AIM OF THE EXERCISE:
Report, as a bare number, how many lines of the material below contain the word "code".

DATA LINES:
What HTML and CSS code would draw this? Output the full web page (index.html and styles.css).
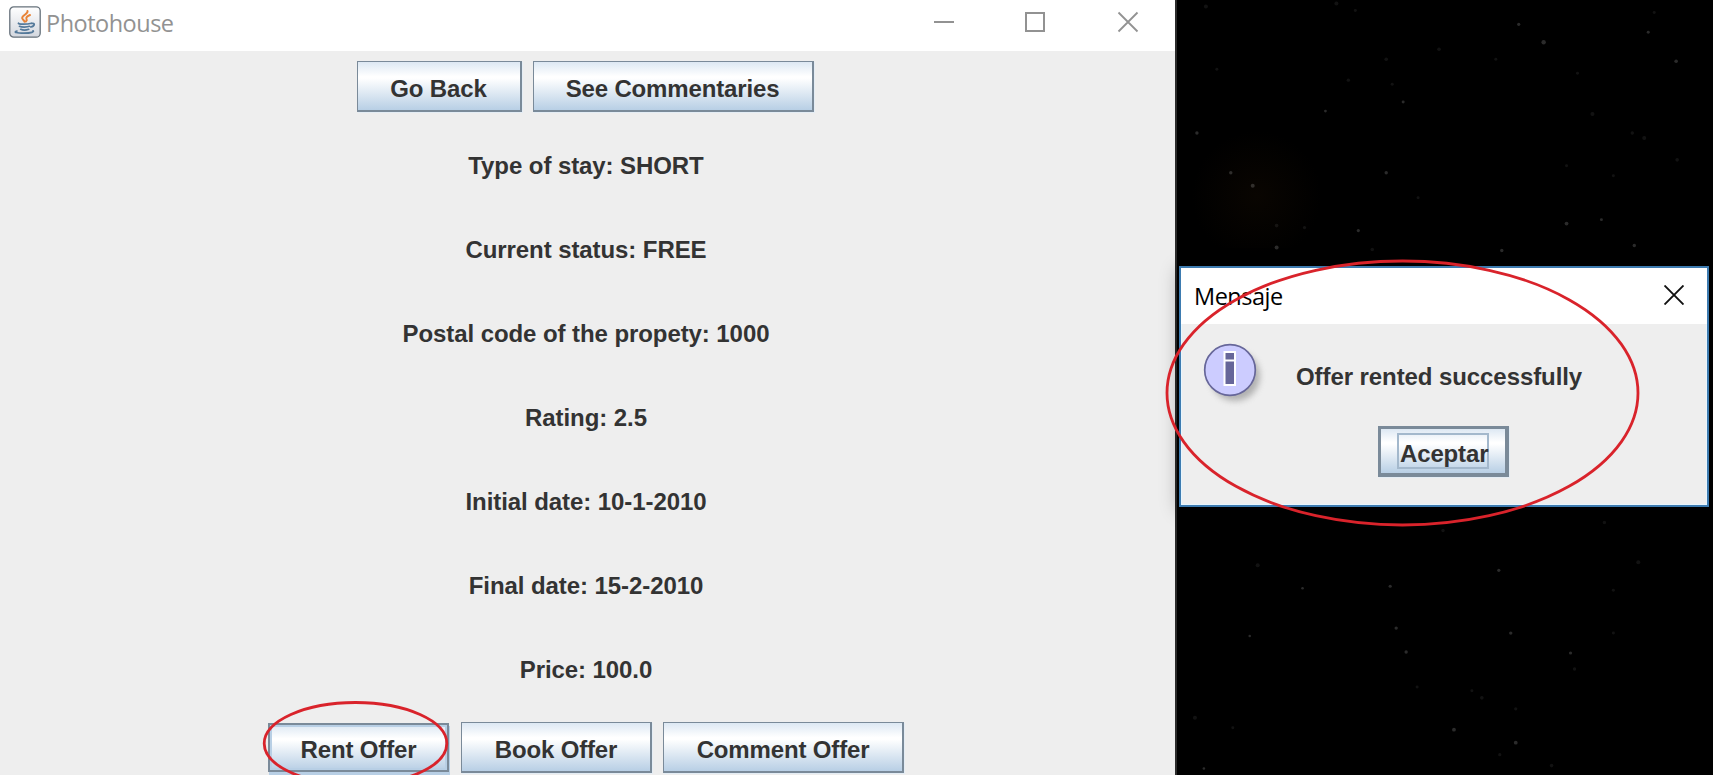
FILE: index.html
```
<!DOCTYPE html>
<html lang="en">
<head>
<meta charset="utf-8">
<title>Photohouse</title>
<link rel="stylesheet" href="styles.css">
</head>
<body>
<div class="desktop">
  <main class="window">
    <header class="titlebar">
      <svg class="java" width="32" height="32" viewBox="0 0 32 32">
        <defs><linearGradient id="tile" x2="0" y2="1"><stop stop-color="#fff"/><stop offset="1" stop-color="#d3d7de"/></linearGradient></defs>
        <rect x=".8" y=".8" width="30.4" height="30.4" rx="4" fill="url(#tile)" stroke="#66717b" stroke-width="1.3"/>
        <g fill="none" stroke-linecap="round">
          <path d="M18.5 5c1 3-6.500 4.500-5.200 7.500.4 1.200 2 2 2.200 3.200M21 9c-2.500 1-4.300 2.500-3.500 4 .6 1 .6 1.500-.6 2.500" stroke="#e98336" stroke-width="2"/>
          <path d="M9.500 17.200c-1 1.200 8 1.500 13 0M10.500 20.300c2 1 7.500 1 10 0M11.700 23.300c2 1 5.500 1 8 0M22.500 17.500c4-1 3.500 2.500-.7 3.500M8 25c-4 1.200-.5 2.200 7 2.200s10.500-1.400 9-2.400" stroke="#54799a" stroke-width="1.700"/>
        </g>
      </svg>
      <span class="title">Photohouse</span>
      <svg class="controls" width="206" height="22" viewBox="0 0 206 22" fill="none" stroke="#929292">
        <path d="M0 11h20" stroke-width="2"/>
        <rect x="92" y="2" width="18" height="18" stroke-width="2"/>
        <path d="M184.500 1.500l19 19M203.500 1.500l-19 19" stroke-width="1.800"/>
      </svg>
    </header>
    <div class="row top">
      <button class="btn back">Go Back</button>
      <button class="btn see">See Commentaries</button>
    </div>
    <div class="details">
      <p>Type of stay: SHORT</p>
      <p>Current status: FREE</p>
      <p>Postal code of the propety: 1000</p>
      <p>Rating: 2.5</p>
      <p>Initial date: 10-1-2010</p>
      <p>Final date: 15-2-2010</p>
      <p>Price: 100.0</p>
    </div>
    <div class="row">
      <button class="btn rent">Rent Offer</button>
      <button class="btn book">Book Offer</button>
      <button class="btn comment">Comment Offer</button>
    </div>
  </main>
  <svg class="stars" width="538" height="775" viewBox="1175 0 538 775" fill="#fff">
    <defs><radialGradient id="glow"><stop stop-color="#090501"/><stop offset="1" stop-color="#000"/></radialGradient></defs>
    <ellipse cx="1255" cy="195" rx="65" ry="65" fill="url(#glow)"/>
    <g opacity=".17">
      <circle cx="1518" cy="23" r="1.600"/><circle cx="1543" cy="41" r="2.200"/><circle cx="1648" cy="31" r="1.500"/><circle cx="1676" cy="60" r="1.800"/><circle cx="1402" cy="101" r="1.500"/><circle cx="1324" cy="110" r="1.400"/><circle cx="1195" cy="132" r="1.700"/><circle cx="1229" cy="172" r="1.700"/><circle cx="1251" cy="185" r="2"/><circle cx="1385" cy="172" r="1.700"/><circle cx="1275" cy="247" r="2"/><circle cx="1357" cy="230" r="1.600"/><circle cx="1501" cy="250" r="1.700"/><circle cx="1566" cy="223" r="1.900"/><circle cx="1601" cy="219" r="1.500"/><circle cx="1634" cy="245" r="1.700"/>
      <circle cx="1498" cy="571" r="1.600"/><circle cx="1389" cy="587" r="1.600"/><circle cx="1301" cy="589" r="1.300"/><circle cx="1395" cy="629" r="1.700"/><circle cx="1405" cy="653" r="1.700"/><circle cx="1510" cy="634" r="1.700"/><circle cx="1570" cy="654" r="1.600"/><circle cx="1248" cy="637" r="1.300"/><circle cx="1453" cy="731" r="1.900"/><circle cx="1515" cy="744" r="1.900"/><circle cx="1202" cy="770" r="1.300"/>
    </g>
    <g opacity=".07">
      <circle cx="1204" cy="5" r="2"/><circle cx="1335" cy="2" r="2"/><circle cx="1354" cy="9" r="1.500"/><circle cx="1654" cy="11" r="1.500"/><circle cx="1438" cy="48" r="1.800"/><circle cx="1385" cy="58" r="1.800"/><circle cx="1215" cy="68" r="1.500"/><circle cx="1347" cy="79" r="1.700"/><circle cx="1391" cy="83" r="1.500"/><circle cx="1495" cy="58" r="1.500"/><circle cx="1577" cy="72" r="1.500"/><circle cx="1592" cy="113" r="2"/><circle cx="1632" cy="132" r="1.700"/><circle cx="1644" cy="137" r="2"/><circle cx="1677" cy="159" r="1.800"/><circle cx="1566" cy="165" r="1.500"/><circle cx="1613" cy="175" r="1.500"/><circle cx="1417" cy="197" r="1.500"/><circle cx="1275" cy="225" r="1.800"/><circle cx="1303" cy="227" r="1.600"/><circle cx="1371" cy="249" r="1.800"/>
      <circle cx="1604" cy="523" r="1.700"/><circle cx="1442" cy="531" r="1.700"/><circle cx="1256" cy="566" r="2"/><circle cx="1638" cy="563" r="2"/><circle cx="1613" cy="591" r="1.500"/><circle cx="1613" cy="634" r="1.500"/><circle cx="1574" cy="670" r="1.700"/><circle cx="1416" cy="688" r="1.500"/><circle cx="1471" cy="692" r="1.500"/><circle cx="1481" cy="699" r="1.800"/><circle cx="1193" cy="719" r="2"/><circle cx="1231" cy="729" r="1.500"/><circle cx="1515" cy="710" r="1.600"/><circle cx="1499" cy="756" r="1.600"/><circle cx="1551" cy="767" r="1.800"/>
    </g>
  </svg>

  <section class="dialog">
    <header class="dialog-bar">
      <span class="title">Mensaje</span>
      <svg width="20" height="20" viewBox="0 0 20 20"><path d="M.5.5l19 19M19.500.5l-19 19" stroke="#111" stroke-width="1.900"/></svg>
    </header>
    <div class="message">
      <svg class="info" width="66" height="66" viewBox="0 0 66 66">
        <defs><filter id="soft" x="-30%" y="-30%" width="160%" height="160%"><feGaussianBlur stdDeviation="3"/></filter></defs>
        <circle cx="33" cy="34" r="25" fill="#888" opacity=".6" filter="url(#soft)"/>
        <circle cx="28" cy="28" r="25.300" fill="#ccf" stroke="#666699" stroke-width="1.700"/>
        <path d="M22.500 10h10.500v8.500h-10.500zM22.500 18.500h10.500v24.500h-10.500z" fill="#669" stroke="#fff" stroke-width="2"/>
      </svg>
      <p>Offer rented successfully</p>
    </div>
    <button class="btn accept"><span>Aceptar</span></button>
  </section>

  <svg class="marks" width="1713" height="775" viewBox="0 0 1713 775" fill="none" stroke="#d9232b" stroke-width="2.800">
    <ellipse cx="1402.500" cy="393" rx="235.500" ry="132"/>
    <ellipse cx="355.500" cy="743.500" rx="91.300" ry="41"/>
  </svg>
</div>
</body>
</html>
```
FILE: styles.css
```
* { box-sizing: border-box; }
body { margin: 0; }
p { margin: 0; }
.desktop {
  position: relative;
  display: flex;
  width: 1713px;
  height: 775px;
  overflow: hidden;
  background: #000;
  color: #333;
  font: bold 24px/28px "Liberation Sans", Arial, sans-serif;
  letter-spacing: -.08px;
}
.window { flex: none; width: 1175px; height: 775px; background: #eee; }
.titlebar {
  display: flex;
  align-items: flex-start;
  height: 51px;
  padding: 6px 35px 0 9px;
  background: #fff;
}
.title {
  font: 23.5px/34px "Open Sans", "Noto Sans", sans-serif;
  letter-spacing: -.5px;
  white-space: nowrap;
}
.titlebar .title { margin-left: 5px; color: #929292; }
.controls { margin-left: auto; margin-top: 5px; }
.row { display: flex; justify-content: center; gap: 11px; padding-right: 3px; }
.top { padding: 10px 5px 0 0; }
.btn {
  flex: none;
  height: 51px;
  margin: 0;
  padding: 5px 0 0;
  border: solid #7a8a99;
  border-width: 1px 2px 2px 1px;
  border-radius: 0;
  background: linear-gradient(#dde8f3 0%, #fff 30%, #fff 34%, #b8cfe5 100%);
  box-shadow: 1px 1px #e4edf5;
  color: #333;
  font: inherit;
  letter-spacing: -.15px;
  white-space: nowrap;
}
.back { width: 165px; }
.see { width: 281px; }
.book { width: 191px; }
.comment { width: 241px; }
.rent {
  width: 181px;
  height: 49px;
  margin: 1px 1px 0 0;
  padding-top: 4px;
  border-width: 2px;
  box-shadow: inset 0 0 0 2px #b8cfe5, 1px 3px #b8cfe5;
}
.details {
  display: grid;
  grid-template-rows: repeat(7, 84px);
  align-items: center;
  padding: 12px 3px 10px 0;
  text-align: center;
}
.stars { flex: none; border-left: 2px solid #2b2b2b; }
.dialog {
  position: absolute;
  left: 1179px;
  top: 266px;
  width: 530px;
  height: 241px;
  border: 2px solid #3d7bb0;
  background: #eee;
  box-shadow: inset 0 0 0 1px #e7f6ff, 0 3px 18px rgba(0, 0, 0, .3);
}
.dialog-bar {
  display: flex;
  justify-content: space-between;
  height: 56px;
  padding: 11px 23px 0 13px;
  background: #fff;
  color: #000;
}
.dialog-bar svg { margin-top: 6px; }
.message { display: flex; padding: 18px 0 0 21px; }
.message p { margin: 21px 0 0 28px; }
.accept {
  display: block;
  width: 131px;
  margin: 18px 0 0 197px;
  padding: 0 0 0 16px;
  border-width: 3px 4px 4px 3px;
  text-align: left;
}
.accept span {
  display: block;
  width: 92px;
  height: 36px;
  padding: 5px 0 0 1px;
  border: 2px solid #a3b8cc;
}
.marks { position: absolute; inset: 0; pointer-events: none; }
```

EXERCISE RESPONSE:
2